Dem Profitänzer Ben Wichert, der selbst vom Hip Hop kommt, ist bei seinen Aufenthalten aufgefallen, dass sich viele Kompanien mit dem Tanztheater beschäftigen. Und wer Förderungen oder Preise erhält, oft diejenigen sind, die sich dem Tanztheater widmen.
So sehr Musik, Bewegung und Tanz in Brasilien im Alltag verankert sind, so schwierig ist es auch, mit einem künstlerischen Beruf Geld zu verdienen. Viele der Shows, die beim „Rio H2K“ gezeigt werden, haben erst im Ausland Premiere gehabt und sind dann hierher gekommen. Der Standort spielt eine große Rolle für den künstlerischen Werdegang. „Ich habe das Gefühl, dass das (Tanztheater) eine Sache ist, mit der man in Brasilien in die professionelle Richtung gehen kann, es wird sehr viel vom Staat unterstützt. Das liegt auch an der Bindung mit Pina“, sagt Wichert.
Pina Bausch war selbst in Brasilien, unter anderem in der Stadt São Paulo und im Bundesstaat Bahia. Sie ließ sich vom Land und seiner Kultur inspirieren und arbeitete mit Künstlerinnen und Künstlern von vor Ort zusammen. Einer derjenigen, der sie einführte, ist der Sänger Caetano Veloso. Er erzählte einmal, dass Pina Bausch dabei bis in die Morgenstunden Forró tanzte.
Aus diesen Eindrücken entstand etwa das Stück „Água“, das in Wuppertal 2001 Uraufführung hatte. Wer es sah, soll sich an Stefan Zweigs Version von Brasilien als „Land der Zukunft“ erinnert gefühlt haben. Neue Leichtigkeit, überbordende Lebenslust und Erotik, Freude an Kitsch und grellen Farben, Erinnerung an üppige Flora und Fauna hatte Pina Bausch mit nach Europa gebracht. Das Elend der Straßenkinder und die Gewalt der Favelas blieben außen vor.

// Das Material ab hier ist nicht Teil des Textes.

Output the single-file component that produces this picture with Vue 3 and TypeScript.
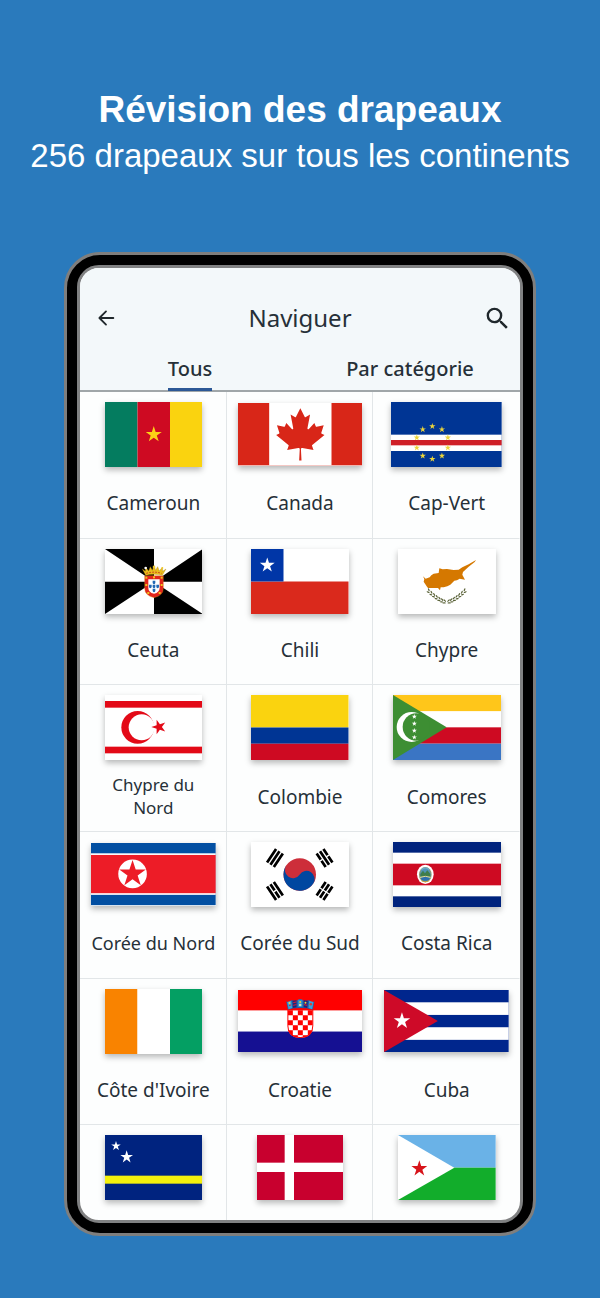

Ben Wichert gefallen an Brasilien das Temperament, die Leidenschaft, das Wetter, das Essen, die Menschen. Aber er ist sich auch bewusst: „Wenn man die politische und Situation in Brasilien betrachtet, dann kann es sein, dass man als Künstler einen Strich durch die Rechnung gemacht bekommt.“
Wichert sieht Tänzerinnen und Tänzer jedoch als globale Gemeinschaft. Fast überall auf der Welt wird getanzt und es kommt auch anderswo vor, dass eine Gruppe erst im Ausland Anerkennung findet. Der Choreograph Raimund Hoghe, einst Dramaturg bei Pina Bausch, erinnert daran, dass dies selbst bei ihr der Fall war: „Als in Wuppertal das Theater bei ihren Aufführungen noch leer war, standen die Menschen in Paris schon Schlange.“
Ben Wichert ist in Wuppertal ansässig und Weltreisender: Er gibt Workshops in Rio de Janeiro, nimmt an Wettbewerben in Tokio teil. Das gehört für ihn dazu. „Hip Hop ist Life- style, frei sein, einfach machen“, sagt Ben Wichert, der afrikanische Wurzeln hat. „Wir sind offen für alle und alles. Hautfarbe, Herkunft, Alter, Geschlecht spielen keine Rolle.“
Dabei ist Brasilien eines der Länder mit der größten Ungleichheit und diese wiederum stark an die Hautfarbe gekoppelt. Und doch: „Man kommt hier hin, man tanzt, und beim Tanzen vergisst man den Alltagsstress und politische Themen.“ Ben Wichert sagt: „Wichtig ist, dass man Herz hat, dass man das, was man macht, liebt und dass man Spaß hat.“ Ob nun in Wuppertal, Rio oder Tokio.